En matière de financement de la vie politique, le Conseil constitutionnel juge conforme aux exigences de l’article 38 de la Constitution l’article 30 de la loi ordinaire habilitant le Gouvernement à adopter par ordonnance les mesures nécessaires pour que les candidats, partis et groupements politiques puissent, à compter du 1er novembre 2018 et en cas de défaillance avérée du marché bancaire, obtenir les prêts, avances ou garanties requises pour financer les campagnes électorales nationales ou européennes, dès lors notamment que sont définis avec précision par le législateur la finalité et le domaine d’intervention des mesures envisagées.
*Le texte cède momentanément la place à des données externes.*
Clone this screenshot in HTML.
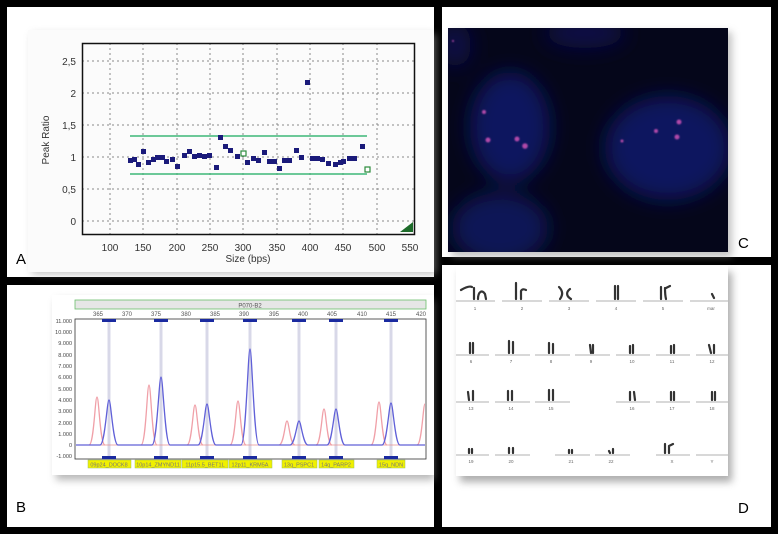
<!DOCTYPE html>
<html><head><meta charset="utf-8"><style>
html,body{margin:0;padding:0;background:#000;}
svg{display:block;font-family:"Liberation Sans",sans-serif;}
</style></head><body>
<svg width="778" height="534" viewBox="0 0 778 534" xmlns="http://www.w3.org/2000/svg">
<defs>
<filter id="bl" x="-50%" y="-50%" width="200%" height="200%"><feGaussianBlur stdDeviation="10"/></filter>
<filter id="sh" x="-10%" y="-10%" width="130%" height="130%"><feGaussianBlur stdDeviation="4"/></filter>
<filter id="b1"><feGaussianBlur stdDeviation="0.8"/></filter>
</defs>
<rect width="778" height="534" fill="#000"/>
<rect x="7" y="7" width="427" height="270" fill="#fff"/>
<rect x="7" y="285" width="427" height="242" fill="#fff"/>
<rect x="442" y="7" width="329" height="250" fill="#fff"/>
<rect x="442" y="265" width="329" height="262" fill="#fff"/>

<!-- Panel A -->
<rect x="32" y="34" width="404" height="240" fill="#999" filter="url(#sh)" opacity="0.6"/>
<rect x="28" y="30" width="406" height="242" fill="#fbfbfb"/>
<g stroke="#888" stroke-width="1" stroke-dasharray="2,3">
<line x1="82" y1="61" x2="415" y2="61"/><line x1="82" y1="93" x2="415" y2="93"/><line x1="82" y1="125" x2="415" y2="125"/><line x1="82" y1="157" x2="415" y2="157"/><line x1="82" y1="189" x2="415" y2="189"/><line x1="82" y1="221" x2="415" y2="221"/>
<line x1="110" y1="43" x2="110" y2="235"/><line x1="143" y1="43" x2="143" y2="235"/><line x1="177" y1="43" x2="177" y2="235"/><line x1="210" y1="43" x2="210" y2="235"/><line x1="243" y1="43" x2="243" y2="235"/><line x1="277" y1="43" x2="277" y2="235"/><line x1="310" y1="43" x2="310" y2="235"/><line x1="343" y1="43" x2="343" y2="235"/><line x1="377" y1="43" x2="377" y2="235"/>
</g>
<rect x="82.5" y="43.5" width="332" height="191" fill="none" stroke="#111" stroke-width="1.5"/>
<line x1="130" y1="136" x2="367" y2="136" stroke="#3cb878" stroke-width="1.5"/>
<line x1="130" y1="174" x2="367" y2="174" stroke="#3cb878" stroke-width="1.5"/>
<g fill="#1a1a7a">
<rect x="128" y="158" width="5" height="5"/><rect x="132" y="157" width="5" height="5"/><rect x="136" y="162" width="5" height="5"/><rect x="141" y="149" width="5" height="5"/><rect x="146" y="160" width="5" height="5"/><rect x="151" y="157" width="5" height="5"/><rect x="155" y="155" width="5" height="5"/><rect x="160" y="155" width="5" height="5"/><rect x="164" y="159" width="5" height="5"/><rect x="170" y="157" width="5" height="5"/><rect x="175" y="164" width="5" height="5"/><rect x="182" y="153" width="5" height="5"/><rect x="187" y="149" width="5" height="5"/><rect x="192" y="154" width="5" height="5"/><rect x="197" y="153" width="5" height="5"/><rect x="202" y="154" width="5" height="5"/><rect x="207" y="153" width="5" height="5"/><rect x="214" y="165" width="5" height="5"/><rect x="218" y="135" width="5" height="5"/><rect x="223" y="144" width="5" height="5"/><rect x="228" y="148" width="5" height="5"/><rect x="235" y="154" width="5" height="5"/><rect x="245" y="160" width="5" height="5"/><rect x="251" y="156" width="5" height="5"/><rect x="256" y="158" width="5" height="5"/><rect x="262" y="150" width="5" height="5"/><rect x="267" y="159" width="5" height="5"/><rect x="272" y="159" width="5" height="5"/><rect x="277" y="166" width="5" height="5"/><rect x="282" y="158" width="5" height="5"/><rect x="287" y="158" width="5" height="5"/><rect x="294" y="148" width="5" height="5"/><rect x="299" y="155" width="5" height="5"/><rect x="305" y="80" width="5" height="5"/><rect x="310" y="156" width="5" height="5"/><rect x="315" y="156" width="5" height="5"/><rect x="320" y="157" width="5" height="5"/><rect x="326" y="161" width="5" height="5"/><rect x="333" y="162" width="5" height="5"/><rect x="338" y="160" width="5" height="5"/><rect x="341" y="159" width="5" height="5"/><rect x="347" y="156" width="5" height="5"/><rect x="352" y="156" width="5" height="5"/><rect x="360" y="144" width="5" height="5"/>
</g>
<rect x="241" y="151" width="5" height="5" fill="#fff" stroke="#2a8a3a" stroke-width="1.2"/>
<rect x="365" y="167" width="5" height="5" fill="#fff" stroke="#2a8a3a" stroke-width="1.2"/>
<polygon points="400,232 413,232 413,222" fill="#1d6b2a"/>
<g font-size="10" fill="#333" text-anchor="end">
<text x="76" y="65">2,5</text><text x="76" y="97">2</text><text x="76" y="129">1,5</text><text x="76" y="161">1</text><text x="76" y="193">0,5</text><text x="76" y="225">0</text>
</g>
<g font-size="10" fill="#333" text-anchor="middle">
<text x="110" y="251">100</text><text x="143" y="251">150</text><text x="177" y="251">200</text><text x="210" y="251">250</text><text x="243" y="251">300</text><text x="277" y="251">350</text><text x="310" y="251">400</text><text x="343" y="251">450</text><text x="377" y="251">500</text><text x="410" y="251">550</text>
<text x="248" y="262">Size (bps)</text>
</g>
<text x="49" y="140" font-size="10" fill="#333" text-anchor="middle" transform="rotate(-90 49 140)">Peak Ratio</text>
<text x="16" y="264" font-size="15" fill="#000">A</text>

<!-- Panel B -->
<rect x="56" y="300" width="378" height="180" fill="#888" filter="url(#sh)" opacity="0.6"/>
<rect x="52" y="295" width="382" height="180" fill="#fff"/>
<rect x="75" y="300" width="351" height="9" fill="#e6e6e6" stroke="#6bbf6b" stroke-width="0.8"/>
<text x="250" y="307.5" font-size="6" fill="#555" text-anchor="middle">P070-B2</text>
<g font-size="6" fill="#555" text-anchor="middle">
<text x="98" y="316">365</text><text x="127" y="316">370</text><text x="156" y="316">375</text><text x="186" y="316">380</text><text x="215" y="316">385</text><text x="244" y="316">390</text><text x="274" y="316">395</text><text x="303" y="316">400</text><text x="332" y="316">405</text><text x="362" y="316">410</text><text x="391" y="316">415</text><text x="421" y="316">420</text>
</g>
<rect x="75" y="319" width="351" height="140" fill="#fff" stroke="#333" stroke-width="0.8"/>
<g font-size="5.5" fill="#444" text-anchor="end">
<text x="72" y="323">11.000</text><text x="72" y="334">10.000</text><text x="72" y="345">9.000</text><text x="72" y="357">8.000</text><text x="72" y="368">7.000</text><text x="72" y="379">6.000</text><text x="72" y="391">5.000</text><text x="72" y="402">4.000</text><text x="72" y="413">3.000</text><text x="72" y="425">2.000</text><text x="72" y="436">1.000</text><text x="72" y="447">0</text><text x="72" y="458">-1.000</text>
</g>
<g stroke="#d8d8e8" stroke-width="3">
<line x1="109" y1="320" x2="109" y2="458"/><line x1="161" y1="320" x2="161" y2="458"/><line x1="207" y1="320" x2="207" y2="458"/><line x1="250" y1="320" x2="250" y2="458"/><line x1="299" y1="320" x2="299" y2="458"/><line x1="336" y1="320" x2="336" y2="458"/><line x1="391" y1="320" x2="391" y2="458"/>
</g>
<line x1="76" y1="445" x2="425" y2="445" stroke="#e89090" stroke-width="0.7"/>
<g fill="none" stroke="#f0a0a8" stroke-width="1.3">
<path d="M89,445 C94,445 95,397 97,397 C99,397 100,445 105,445"/>
<path d="M141,445 C146,445 147,385 149,385 C151,385 152,445 157,445"/>
<path d="M187,445 C192,445 193,405 195,405 C197,405 198,445 203,445"/>
<path d="M230,445 C235,445 236,401 238,401 C240,401 241,445 246,445"/>
<path d="M279,445 C284,445 285,421 287,421 C289,421 290,445 295,445"/>
<path d="M316,445 C321,445 322,409 324,409 C326,409 327,445 332,445"/>
<path d="M371,445 C376,445 377,402 379,402 C381,402 382,445 387,445"/>
<path d="M417,445 C422,445 423,404 425,404"/>
</g>
<g fill="none" stroke="#6060d8" stroke-width="1.3">
<path d="M76,445 L100,445 C105,445 107,400 109,400 C111,400 113,445 118,445 L152,445 C157,445 159,377 161,377 C163,377 165,445 170,445 L198,445 C203,445 205,404 207,404 C209,404 211,445 216,445 L241,445 C246,445 248,349 250,349 C252,349 254,445 259,445 L290,445 C295,445 297,421 299,421 C301,421 303,445 308,445 L327,445 C332,445 334,409 336,409 C338,409 340,445 345,445 L382,445 C387,445 389,403 391,403 C393,403 395,445 400,445 L425,445"/>
</g>
<g fill="#1a2aa0">
<rect x="102" y="319" width="14" height="3"/><rect x="154" y="319" width="14" height="3"/><rect x="200" y="319" width="14" height="3"/><rect x="243" y="319" width="14" height="3"/><rect x="292" y="319" width="14" height="3"/><rect x="329" y="319" width="14" height="3"/><rect x="384" y="319" width="14" height="3"/>
<rect x="102" y="456" width="14" height="3"/><rect x="154" y="456" width="14" height="3"/><rect x="200" y="456" width="14" height="3"/><rect x="243" y="456" width="14" height="3"/><rect x="292" y="456" width="14" height="3"/><rect x="329" y="456" width="14" height="3"/><rect x="384" y="456" width="14" height="3"/>
</g>
<g fill="#f0f000" stroke="#9ac060" stroke-width="0.5">
<rect x="88" y="460" width="43" height="8"/><rect x="135" y="460" width="46" height="8"/><rect x="182" y="460" width="46" height="8"/><rect x="229" y="460" width="43" height="8"/><rect x="282" y="460" width="35" height="8"/><rect x="319" y="460" width="35" height="8"/><rect x="377" y="460" width="28" height="8"/>
</g>
<g font-size="5.5" fill="#777" text-anchor="middle">
<text x="109" y="466.5">09p24_DOCK8</text><text x="158" y="466.5">10p14_ZMYND11</text><text x="205" y="466.5">11p15.5_BET1L</text><text x="250" y="466.5">12p11_KRM5A</text><text x="299" y="466.5">13q_PSPC1</text><text x="336" y="466.5">14q_PARP2</text><text x="391" y="466.5">15q_NDN</text>
</g>
<text x="16" y="512" font-size="15" fill="#000">B</text>

<!-- Panel C -->
<rect x="452" y="32" width="280" height="225" fill="#888" filter="url(#sh)" opacity="0.5"/>
<svg x="448" y="28" width="280" height="224" viewBox="448 28 280 224">
<rect x="448" y="28" width="280" height="224" fill="#05061a"/>
<g filter="url(#bl)">
<ellipse cx="510" cy="127" rx="40" ry="55" fill="#10155e"/>
<ellipse cx="668" cy="148" rx="63" ry="52" fill="#10155e"/>
<ellipse cx="500" cy="228" rx="48" ry="35" fill="#0e1356"/>
<ellipse cx="585" cy="33" rx="40" ry="15" fill="#0c1046"/>
<ellipse cx="455" cy="45" rx="16" ry="22" fill="#0c1046"/>
</g>
<g fill="#b048a8" filter="url(#b1)">
<circle cx="484" cy="112" r="2"/><circle cx="488" cy="140" r="2.5"/><circle cx="517" cy="139" r="2.5"/><circle cx="525" cy="146" r="2.8"/><circle cx="656" cy="131" r="2"/><circle cx="679" cy="122" r="2.5"/><circle cx="677" cy="137" r="2.5"/><circle cx="622" cy="141" r="1.5"/><circle cx="453" cy="41" r="1"/>
</g>
</svg>
<text x="738" y="248" font-size="15" fill="#000">C</text>

<!-- Panel D -->
<rect x="460" y="272" width="272" height="210" fill="#777" filter="url(#sh)" opacity="0.6"/>
<rect x="456" y="266" width="272" height="210" fill="#fff"/>
<g stroke="#999" stroke-width="0.7">
<line x1="456" y1="301" x2="495" y2="301"/><line x1="502" y1="301" x2="542" y2="301"/><line x1="549" y1="301" x2="589" y2="301"/><line x1="596" y1="301" x2="636" y2="301"/><line x1="643" y1="301" x2="683" y2="301"/><line x1="690" y1="301" x2="728" y2="301"/>
<line x1="456" y1="355" x2="489" y2="355"/><line x1="495" y1="355" x2="530" y2="355"/><line x1="535" y1="355" x2="570" y2="355"/><line x1="575" y1="355" x2="610" y2="355"/><line x1="616" y1="355" x2="650" y2="355"/><line x1="656" y1="355" x2="690" y2="355"/><line x1="696" y1="355" x2="728" y2="355"/>
<line x1="456" y1="402" x2="489" y2="402"/><line x1="495" y1="402" x2="530" y2="402"/><line x1="535" y1="402" x2="570" y2="402"/><line x1="616" y1="402" x2="650" y2="402"/><line x1="656" y1="402" x2="690" y2="402"/><line x1="696" y1="402" x2="728" y2="402"/>
<line x1="456" y1="455" x2="489" y2="455"/><line x1="495" y1="455" x2="530" y2="455"/><line x1="555" y1="455" x2="590" y2="455"/><line x1="595" y1="455" x2="630" y2="455"/><line x1="656" y1="455" x2="690" y2="455"/><line x1="696" y1="455" x2="728" y2="455"/>
</g>
<g fill="none" stroke="#333" stroke-width="2.2" stroke-linecap="round">
<path d="M461,290 C466,287 470,286 472,287 M474,299 L474,288 M478,299 C478,292 482,289 485,294 L486,299"/>
<path d="M516,299 L516,283 M521,299 L521,291 C522,289 524,289 526,290"/>
<path d="M559,287 C563,291 563,295 560,299 M570,289 C566,292 566,296 571,299"/>
<path d="M615,286 L615,299 M618,286 L618,299"/>
<path d="M661,287 L661,299 M665,288 C665,292 665,295 666,299 M666,288 L670,286"/>
<path d="M712,294 L714,298 M470,343 L470,353 M473,343 L473,353 M509,341 L509,353 M513,342 L513,353 M549,343 L549,353 M553,344 L553,353 M590,345 L591,353 M593,345 L593,353 M630,346 L630,353 M633,345 L633,353 M671,346 L671,353 M674,345 L674,353 M709,345 L711,353 M714,345 L714,353"/>
<path d="M468,392 L469,400 M473,391 L473,400 M508,391 L508,400 M512,391 L512,400 M549,390 L549,400 M553,390 L553,400 M630,392 L630,400 M634,392 L635,400 M671,392 L671,400 M674,392 L674,400 M712,392 L712,400 M715,392 L715,400"/>
<path d="M469,449 L469,453 M472,449 L472,453 M509,448 L509,453 M513,448 L513,453 M569,450 L569,453 M572,450 L572,453 M609,451 L610,453 M613,449 L613,453 M665,444 L665,453 M669,446 L669,453 M669,446 L673,444"/>
</g>
<g font-size="4.5" fill="#666" text-anchor="middle">
<text x="475" y="310">1</text><text x="522" y="310">2</text><text x="569" y="310">3</text><text x="616" y="310">4</text><text x="663" y="310">5</text><text x="711" y="310">mar</text>
<text x="471" y="363">6</text><text x="511" y="363">7</text><text x="551" y="363">8</text><text x="591" y="363">9</text><text x="632" y="363">10</text><text x="672" y="363">11</text><text x="712" y="363">12</text>
<text x="471" y="410">13</text><text x="511" y="410">14</text><text x="551" y="410">15</text><text x="632" y="410">16</text><text x="672" y="410">17</text><text x="712" y="410">18</text>
<text x="471" y="463">19</text><text x="511" y="463">20</text><text x="571" y="463">21</text><text x="611" y="463">22</text><text x="672" y="463">X</text><text x="712" y="463">Y</text>
</g>
<text x="738" y="513" font-size="15" fill="#000">D</text>
</svg>
</body></html>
En revanche, le Conseil constitutionnel censure comme contraire à la séparation des pouvoirs l’article 23 de la loi imposant au Premier ministre de prendre un décret sur la prise en charge des frais de représentation et de réception des membres du Gouvernement.

Il censure également les dispositions de la loi organique et de la loi ordinaire donnant à la Haute autorité pour la transparence de la vie publique un droit de communication de certains documents ou renseignements reconnu précédemment à l’administration fiscale, faute que la communication de données de connexion permise par ces dispositions, qui est de nature à porter atteinte au respect de la vie privée de la personne intéressée, soit assortie de garanties suffisantes.

3° Le Conseil constitutionnel censure en outre comme « cavaliers législatifs », au motif qu’ils ne présentaient pas de lien, même indirect, avec les dispositions du projet de loi initial, l’article 2 de la loi organique relatif à la durée pendant laquelle un ancien membre du Gouvernement peut percevoir une indemnité, les dispositions de l’article 16 de la loi organique relatives à la déclaration de situation patrimoniale des membres du Conseil supérieur de la magistrature, l’article 23 de la même loi relatif au référendum local et l’article 7 de la loi ordinaire prévoyant la remise au Parlement d’un rapport sur le remboursement des indemnités perçues par certains fonctionnaires au cours de leur scolarité.